* START *
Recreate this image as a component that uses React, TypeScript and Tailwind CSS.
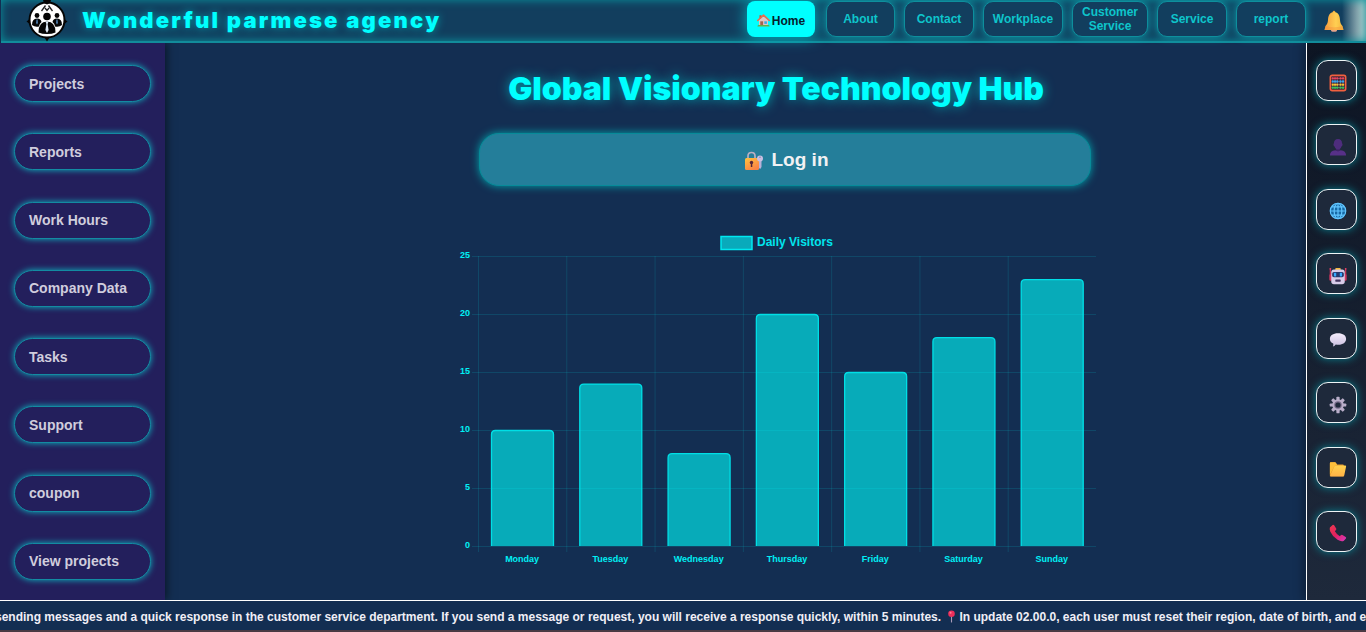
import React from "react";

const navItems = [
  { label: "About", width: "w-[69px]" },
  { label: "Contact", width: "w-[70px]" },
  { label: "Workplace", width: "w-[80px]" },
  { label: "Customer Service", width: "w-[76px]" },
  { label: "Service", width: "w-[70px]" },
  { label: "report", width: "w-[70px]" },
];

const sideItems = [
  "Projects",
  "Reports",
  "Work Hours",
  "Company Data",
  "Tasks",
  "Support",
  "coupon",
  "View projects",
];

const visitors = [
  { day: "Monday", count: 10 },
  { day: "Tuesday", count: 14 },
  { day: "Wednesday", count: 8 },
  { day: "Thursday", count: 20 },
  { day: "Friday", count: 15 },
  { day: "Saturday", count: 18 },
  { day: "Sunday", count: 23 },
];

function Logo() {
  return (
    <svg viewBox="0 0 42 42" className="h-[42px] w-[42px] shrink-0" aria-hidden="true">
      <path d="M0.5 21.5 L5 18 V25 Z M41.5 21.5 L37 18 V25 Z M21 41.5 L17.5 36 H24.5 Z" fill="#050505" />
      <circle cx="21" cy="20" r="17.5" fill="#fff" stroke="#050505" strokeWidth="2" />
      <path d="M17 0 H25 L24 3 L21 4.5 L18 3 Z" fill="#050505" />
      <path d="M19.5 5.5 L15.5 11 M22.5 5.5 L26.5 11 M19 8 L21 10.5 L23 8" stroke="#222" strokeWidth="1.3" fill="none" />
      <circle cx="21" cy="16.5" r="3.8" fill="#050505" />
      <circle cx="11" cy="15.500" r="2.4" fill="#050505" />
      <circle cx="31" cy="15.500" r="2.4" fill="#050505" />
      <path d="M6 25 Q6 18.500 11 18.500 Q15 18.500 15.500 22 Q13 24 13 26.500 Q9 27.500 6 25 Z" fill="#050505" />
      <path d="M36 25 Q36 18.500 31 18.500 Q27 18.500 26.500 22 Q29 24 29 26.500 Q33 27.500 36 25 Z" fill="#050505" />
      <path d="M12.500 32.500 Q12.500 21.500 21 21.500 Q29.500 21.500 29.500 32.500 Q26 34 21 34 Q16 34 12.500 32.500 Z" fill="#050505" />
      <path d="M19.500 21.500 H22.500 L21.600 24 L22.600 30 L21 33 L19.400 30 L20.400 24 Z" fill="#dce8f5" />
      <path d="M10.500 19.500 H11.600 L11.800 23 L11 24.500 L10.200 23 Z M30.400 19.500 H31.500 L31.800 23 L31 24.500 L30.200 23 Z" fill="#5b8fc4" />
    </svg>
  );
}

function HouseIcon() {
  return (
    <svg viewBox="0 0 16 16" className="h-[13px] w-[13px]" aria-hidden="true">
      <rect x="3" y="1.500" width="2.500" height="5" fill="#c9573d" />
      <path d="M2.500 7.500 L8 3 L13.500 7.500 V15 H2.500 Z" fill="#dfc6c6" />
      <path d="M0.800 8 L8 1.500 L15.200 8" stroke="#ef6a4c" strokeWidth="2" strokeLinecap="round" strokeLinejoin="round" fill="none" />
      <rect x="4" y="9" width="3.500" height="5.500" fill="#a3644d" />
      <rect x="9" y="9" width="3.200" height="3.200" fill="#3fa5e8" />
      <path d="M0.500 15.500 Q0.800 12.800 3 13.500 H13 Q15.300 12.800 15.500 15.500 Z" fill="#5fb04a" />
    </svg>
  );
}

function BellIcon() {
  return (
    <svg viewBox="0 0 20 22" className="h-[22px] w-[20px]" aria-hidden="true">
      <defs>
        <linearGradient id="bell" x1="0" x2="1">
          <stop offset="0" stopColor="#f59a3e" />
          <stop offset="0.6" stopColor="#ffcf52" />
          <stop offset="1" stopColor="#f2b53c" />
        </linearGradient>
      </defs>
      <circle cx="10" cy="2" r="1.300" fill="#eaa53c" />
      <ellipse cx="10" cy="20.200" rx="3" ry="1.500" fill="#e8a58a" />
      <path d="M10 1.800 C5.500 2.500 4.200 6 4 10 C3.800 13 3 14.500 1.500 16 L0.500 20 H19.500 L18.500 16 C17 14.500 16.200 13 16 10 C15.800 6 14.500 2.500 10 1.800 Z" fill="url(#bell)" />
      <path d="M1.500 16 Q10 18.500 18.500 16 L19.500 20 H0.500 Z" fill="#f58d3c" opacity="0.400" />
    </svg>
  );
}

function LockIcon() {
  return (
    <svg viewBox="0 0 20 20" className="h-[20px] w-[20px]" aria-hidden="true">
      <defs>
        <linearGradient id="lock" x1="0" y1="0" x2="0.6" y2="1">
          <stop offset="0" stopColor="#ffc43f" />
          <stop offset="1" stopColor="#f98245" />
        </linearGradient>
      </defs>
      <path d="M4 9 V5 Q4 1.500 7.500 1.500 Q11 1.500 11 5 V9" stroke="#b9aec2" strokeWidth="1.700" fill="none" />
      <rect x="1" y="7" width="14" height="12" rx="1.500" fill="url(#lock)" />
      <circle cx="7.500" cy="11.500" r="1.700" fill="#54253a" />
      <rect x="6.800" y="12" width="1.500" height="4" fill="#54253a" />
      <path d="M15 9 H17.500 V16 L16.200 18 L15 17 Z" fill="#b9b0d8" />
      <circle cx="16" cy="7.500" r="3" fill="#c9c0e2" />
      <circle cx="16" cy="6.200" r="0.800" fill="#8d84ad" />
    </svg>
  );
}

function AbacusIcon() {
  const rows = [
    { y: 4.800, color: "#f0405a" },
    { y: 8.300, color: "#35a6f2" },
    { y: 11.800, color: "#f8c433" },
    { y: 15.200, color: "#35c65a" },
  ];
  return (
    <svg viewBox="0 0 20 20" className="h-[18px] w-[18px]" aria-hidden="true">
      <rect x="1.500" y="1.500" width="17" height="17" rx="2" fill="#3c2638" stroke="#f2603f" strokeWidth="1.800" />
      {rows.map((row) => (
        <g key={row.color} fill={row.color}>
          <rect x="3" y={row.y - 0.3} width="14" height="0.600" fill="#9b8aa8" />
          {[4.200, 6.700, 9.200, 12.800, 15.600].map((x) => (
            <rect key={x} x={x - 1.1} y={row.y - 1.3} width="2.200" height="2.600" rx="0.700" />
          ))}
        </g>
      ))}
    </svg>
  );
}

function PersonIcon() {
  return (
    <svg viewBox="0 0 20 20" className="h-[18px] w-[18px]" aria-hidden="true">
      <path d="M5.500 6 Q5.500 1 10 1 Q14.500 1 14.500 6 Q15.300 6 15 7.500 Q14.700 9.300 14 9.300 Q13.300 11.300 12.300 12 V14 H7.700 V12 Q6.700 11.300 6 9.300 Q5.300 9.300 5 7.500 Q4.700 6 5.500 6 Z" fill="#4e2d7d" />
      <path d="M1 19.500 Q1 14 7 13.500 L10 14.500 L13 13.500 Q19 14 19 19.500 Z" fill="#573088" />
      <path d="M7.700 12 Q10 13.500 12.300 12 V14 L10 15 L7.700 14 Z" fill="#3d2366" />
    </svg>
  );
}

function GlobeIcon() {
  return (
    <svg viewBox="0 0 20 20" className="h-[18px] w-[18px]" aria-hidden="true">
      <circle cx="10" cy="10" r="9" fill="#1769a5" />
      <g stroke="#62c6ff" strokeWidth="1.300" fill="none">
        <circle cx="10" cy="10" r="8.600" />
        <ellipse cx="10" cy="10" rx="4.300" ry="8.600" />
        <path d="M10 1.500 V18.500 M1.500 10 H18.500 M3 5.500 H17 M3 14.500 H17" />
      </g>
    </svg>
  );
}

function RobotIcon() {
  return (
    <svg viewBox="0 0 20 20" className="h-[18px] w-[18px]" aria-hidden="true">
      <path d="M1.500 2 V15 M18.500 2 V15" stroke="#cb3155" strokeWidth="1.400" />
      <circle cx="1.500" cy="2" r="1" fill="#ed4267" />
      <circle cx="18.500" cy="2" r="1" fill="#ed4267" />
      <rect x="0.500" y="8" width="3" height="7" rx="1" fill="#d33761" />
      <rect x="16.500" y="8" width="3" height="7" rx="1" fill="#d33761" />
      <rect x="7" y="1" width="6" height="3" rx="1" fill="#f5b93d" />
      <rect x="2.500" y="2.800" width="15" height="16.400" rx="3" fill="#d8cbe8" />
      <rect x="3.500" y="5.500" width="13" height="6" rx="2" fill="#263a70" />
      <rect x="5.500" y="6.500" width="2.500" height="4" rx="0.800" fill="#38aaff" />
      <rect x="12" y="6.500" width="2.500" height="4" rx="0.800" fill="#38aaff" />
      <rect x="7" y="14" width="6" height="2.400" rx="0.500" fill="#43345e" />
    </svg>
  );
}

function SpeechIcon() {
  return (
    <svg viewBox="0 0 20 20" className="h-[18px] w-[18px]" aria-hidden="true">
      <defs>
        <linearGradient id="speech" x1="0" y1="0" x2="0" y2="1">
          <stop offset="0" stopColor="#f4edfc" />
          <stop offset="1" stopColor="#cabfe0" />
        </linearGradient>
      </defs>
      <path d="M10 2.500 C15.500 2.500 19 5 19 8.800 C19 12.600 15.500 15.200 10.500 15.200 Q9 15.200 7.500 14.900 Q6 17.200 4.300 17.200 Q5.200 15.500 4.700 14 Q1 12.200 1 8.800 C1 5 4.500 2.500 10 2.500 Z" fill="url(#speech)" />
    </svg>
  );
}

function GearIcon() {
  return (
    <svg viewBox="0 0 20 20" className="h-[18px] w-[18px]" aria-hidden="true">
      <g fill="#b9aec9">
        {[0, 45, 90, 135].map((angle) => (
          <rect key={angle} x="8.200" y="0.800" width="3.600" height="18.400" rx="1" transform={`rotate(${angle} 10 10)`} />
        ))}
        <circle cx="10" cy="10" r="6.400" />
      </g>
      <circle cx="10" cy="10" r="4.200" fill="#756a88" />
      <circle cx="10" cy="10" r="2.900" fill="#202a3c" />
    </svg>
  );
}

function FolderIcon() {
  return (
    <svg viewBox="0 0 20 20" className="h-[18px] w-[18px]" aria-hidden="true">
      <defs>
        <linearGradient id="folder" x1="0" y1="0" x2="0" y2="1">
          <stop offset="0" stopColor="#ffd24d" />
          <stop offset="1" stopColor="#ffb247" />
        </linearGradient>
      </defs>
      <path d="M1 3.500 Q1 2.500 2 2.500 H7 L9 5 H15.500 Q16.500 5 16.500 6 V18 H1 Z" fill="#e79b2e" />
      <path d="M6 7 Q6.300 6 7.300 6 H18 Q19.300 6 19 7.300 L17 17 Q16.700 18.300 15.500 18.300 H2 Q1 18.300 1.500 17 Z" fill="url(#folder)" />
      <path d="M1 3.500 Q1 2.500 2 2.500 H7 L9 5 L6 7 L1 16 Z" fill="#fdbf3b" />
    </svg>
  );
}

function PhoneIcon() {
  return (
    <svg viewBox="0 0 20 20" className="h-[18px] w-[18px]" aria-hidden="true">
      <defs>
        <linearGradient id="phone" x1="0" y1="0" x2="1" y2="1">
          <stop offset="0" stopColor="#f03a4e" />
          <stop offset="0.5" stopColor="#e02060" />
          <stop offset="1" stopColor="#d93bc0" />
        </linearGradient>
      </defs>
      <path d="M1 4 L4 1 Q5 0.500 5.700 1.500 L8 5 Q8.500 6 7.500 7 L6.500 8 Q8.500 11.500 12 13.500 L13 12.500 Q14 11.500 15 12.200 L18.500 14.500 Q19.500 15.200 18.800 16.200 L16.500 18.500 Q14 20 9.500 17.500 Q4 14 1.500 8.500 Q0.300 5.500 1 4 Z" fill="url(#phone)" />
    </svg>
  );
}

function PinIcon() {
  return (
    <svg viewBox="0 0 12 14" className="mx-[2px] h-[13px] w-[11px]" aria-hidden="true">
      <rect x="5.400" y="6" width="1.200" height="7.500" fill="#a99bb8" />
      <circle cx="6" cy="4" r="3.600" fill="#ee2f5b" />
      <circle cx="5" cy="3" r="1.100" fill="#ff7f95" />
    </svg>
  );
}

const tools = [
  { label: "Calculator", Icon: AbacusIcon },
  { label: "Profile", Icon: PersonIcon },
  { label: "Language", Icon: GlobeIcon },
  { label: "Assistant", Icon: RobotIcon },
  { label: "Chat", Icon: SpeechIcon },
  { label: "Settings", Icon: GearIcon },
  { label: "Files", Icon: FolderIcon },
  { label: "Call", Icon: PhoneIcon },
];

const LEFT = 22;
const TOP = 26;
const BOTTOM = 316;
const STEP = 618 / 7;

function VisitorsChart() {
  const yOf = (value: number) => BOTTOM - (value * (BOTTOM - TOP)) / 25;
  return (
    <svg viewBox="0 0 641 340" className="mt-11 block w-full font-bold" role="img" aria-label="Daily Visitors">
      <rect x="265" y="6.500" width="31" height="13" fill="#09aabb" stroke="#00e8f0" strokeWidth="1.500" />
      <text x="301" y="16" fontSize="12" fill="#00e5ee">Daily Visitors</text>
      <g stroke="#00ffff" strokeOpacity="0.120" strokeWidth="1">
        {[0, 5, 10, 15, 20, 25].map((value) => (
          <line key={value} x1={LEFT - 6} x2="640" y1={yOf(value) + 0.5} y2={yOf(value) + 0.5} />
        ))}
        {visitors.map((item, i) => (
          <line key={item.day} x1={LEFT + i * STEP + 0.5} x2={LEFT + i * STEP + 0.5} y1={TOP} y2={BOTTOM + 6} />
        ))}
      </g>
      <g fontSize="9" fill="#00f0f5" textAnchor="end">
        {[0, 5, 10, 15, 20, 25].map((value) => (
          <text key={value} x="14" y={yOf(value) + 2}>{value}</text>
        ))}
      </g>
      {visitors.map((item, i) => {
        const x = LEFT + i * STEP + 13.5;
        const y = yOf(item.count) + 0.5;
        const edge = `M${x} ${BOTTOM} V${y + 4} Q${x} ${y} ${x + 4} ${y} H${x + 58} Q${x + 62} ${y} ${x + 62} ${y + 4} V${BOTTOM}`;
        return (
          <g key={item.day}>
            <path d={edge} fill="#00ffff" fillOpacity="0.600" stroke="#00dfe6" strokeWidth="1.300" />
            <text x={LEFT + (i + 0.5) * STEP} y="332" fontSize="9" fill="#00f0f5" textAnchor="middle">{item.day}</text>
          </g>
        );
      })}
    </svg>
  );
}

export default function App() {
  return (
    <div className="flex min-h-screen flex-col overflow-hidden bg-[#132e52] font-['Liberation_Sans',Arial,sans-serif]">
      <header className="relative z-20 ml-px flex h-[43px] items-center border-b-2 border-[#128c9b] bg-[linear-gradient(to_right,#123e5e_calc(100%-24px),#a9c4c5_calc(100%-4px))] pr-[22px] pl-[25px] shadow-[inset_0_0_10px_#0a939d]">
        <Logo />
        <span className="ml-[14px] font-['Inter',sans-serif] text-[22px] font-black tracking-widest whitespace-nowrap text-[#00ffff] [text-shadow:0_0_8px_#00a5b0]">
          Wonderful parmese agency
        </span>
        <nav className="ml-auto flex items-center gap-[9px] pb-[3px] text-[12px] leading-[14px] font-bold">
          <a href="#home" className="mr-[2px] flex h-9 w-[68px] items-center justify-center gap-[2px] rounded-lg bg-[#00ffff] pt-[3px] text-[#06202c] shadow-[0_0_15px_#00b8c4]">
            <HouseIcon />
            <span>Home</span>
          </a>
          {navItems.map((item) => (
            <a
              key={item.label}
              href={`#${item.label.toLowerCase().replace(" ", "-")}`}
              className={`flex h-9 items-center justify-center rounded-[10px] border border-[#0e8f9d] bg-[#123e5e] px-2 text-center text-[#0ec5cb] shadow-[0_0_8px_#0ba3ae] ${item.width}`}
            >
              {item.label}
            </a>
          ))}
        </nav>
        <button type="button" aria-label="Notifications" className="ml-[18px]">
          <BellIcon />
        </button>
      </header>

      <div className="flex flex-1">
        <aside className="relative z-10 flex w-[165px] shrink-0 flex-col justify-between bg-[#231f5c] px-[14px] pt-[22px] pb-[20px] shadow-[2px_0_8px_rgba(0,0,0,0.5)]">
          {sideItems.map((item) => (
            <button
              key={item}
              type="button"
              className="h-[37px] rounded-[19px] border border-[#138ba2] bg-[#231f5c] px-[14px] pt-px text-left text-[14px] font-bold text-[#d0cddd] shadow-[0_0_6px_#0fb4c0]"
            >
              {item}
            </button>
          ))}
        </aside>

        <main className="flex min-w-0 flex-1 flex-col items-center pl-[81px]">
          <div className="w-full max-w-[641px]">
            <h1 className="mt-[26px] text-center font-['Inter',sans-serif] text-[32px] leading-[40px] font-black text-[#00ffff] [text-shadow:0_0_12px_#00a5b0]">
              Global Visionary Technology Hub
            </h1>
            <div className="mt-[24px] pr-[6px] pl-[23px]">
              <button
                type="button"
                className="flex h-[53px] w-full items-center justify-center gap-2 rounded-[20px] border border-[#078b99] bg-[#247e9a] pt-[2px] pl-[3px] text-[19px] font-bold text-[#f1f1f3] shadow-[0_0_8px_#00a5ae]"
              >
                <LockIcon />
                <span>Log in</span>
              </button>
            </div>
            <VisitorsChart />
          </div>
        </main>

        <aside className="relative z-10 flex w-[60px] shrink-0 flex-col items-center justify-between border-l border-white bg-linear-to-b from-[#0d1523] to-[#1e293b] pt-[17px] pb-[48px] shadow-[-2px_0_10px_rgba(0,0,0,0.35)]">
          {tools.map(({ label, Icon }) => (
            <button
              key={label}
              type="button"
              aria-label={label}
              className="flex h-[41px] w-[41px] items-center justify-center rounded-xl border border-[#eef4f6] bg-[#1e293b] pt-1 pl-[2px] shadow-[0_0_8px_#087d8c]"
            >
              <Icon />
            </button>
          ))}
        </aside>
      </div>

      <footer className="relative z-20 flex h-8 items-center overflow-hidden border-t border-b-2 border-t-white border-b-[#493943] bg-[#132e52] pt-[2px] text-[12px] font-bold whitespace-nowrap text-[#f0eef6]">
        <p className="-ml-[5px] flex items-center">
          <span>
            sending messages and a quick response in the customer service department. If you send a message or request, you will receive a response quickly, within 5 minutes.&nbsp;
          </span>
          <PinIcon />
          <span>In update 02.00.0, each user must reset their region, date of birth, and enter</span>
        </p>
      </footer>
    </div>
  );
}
* END *
→ WHAT THE EXERCISE ASKS: Each line in the data that holds the string "React" should be found and copied.

→ ANSWER TO THE TASK:
Recreate this image as a component that uses React, TypeScript and Tailwind CSS.
import React from "react";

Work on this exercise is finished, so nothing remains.